A pena - Quem decide se o réu é culpado ou inocente são os jurados, mas quem estabelece a pena é o juiz, limitado por parâmetros expressos na lei, que levam em consideração os antecedentes, a conduta social, a personalidade e outros fatores. Basta que o réu preencha um só desses requesitos para que não receba a pena máxima. E essa sentença extrapolou todas as balizas previstas no Código Penal. A magistrada parece que procurou dar uma satisfação à sociedade quando deveria ficar imune a esse quadro emocional. Na minha opinião, a pena não se sustenta nesse patamar elevado e é passível de modificação.


As duas verdades da Justiça

Verdade real - No processo criminal, pela gravidade das implicações e consequências, juiz, promotoria e defesa devem sempre se empenhar ao máximo para chegar o mais próximo possível do que aconteceu. Se necessário, o juiz deve tomar a iniciativa de requisitar novas provas, pedir novas diligências, ouvir mais testemunhas e adotar todas as medidas que considerar necessárias para se aproximar do que efetivamente aconteceu e, assim, chegar a uma sentença de acordo com os fatos.

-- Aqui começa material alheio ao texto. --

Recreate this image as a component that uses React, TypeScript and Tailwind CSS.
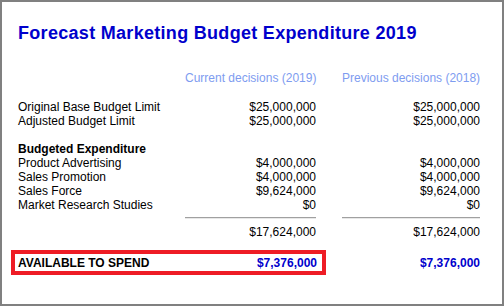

Verdade formal - Usada em processos civis, estabelece que o juiz decidirá a causa de acordo apenas com o que as partes apresentarem para ele. Não precisa tomar a iniciativa de requisitar provas. Numa ação de despejo, por exemplo, se a pessoa não juntar os documentos necessários, o juiz não irá atrás desses documentos. Se limitará a julgar a ação improcedente por falta de documentação.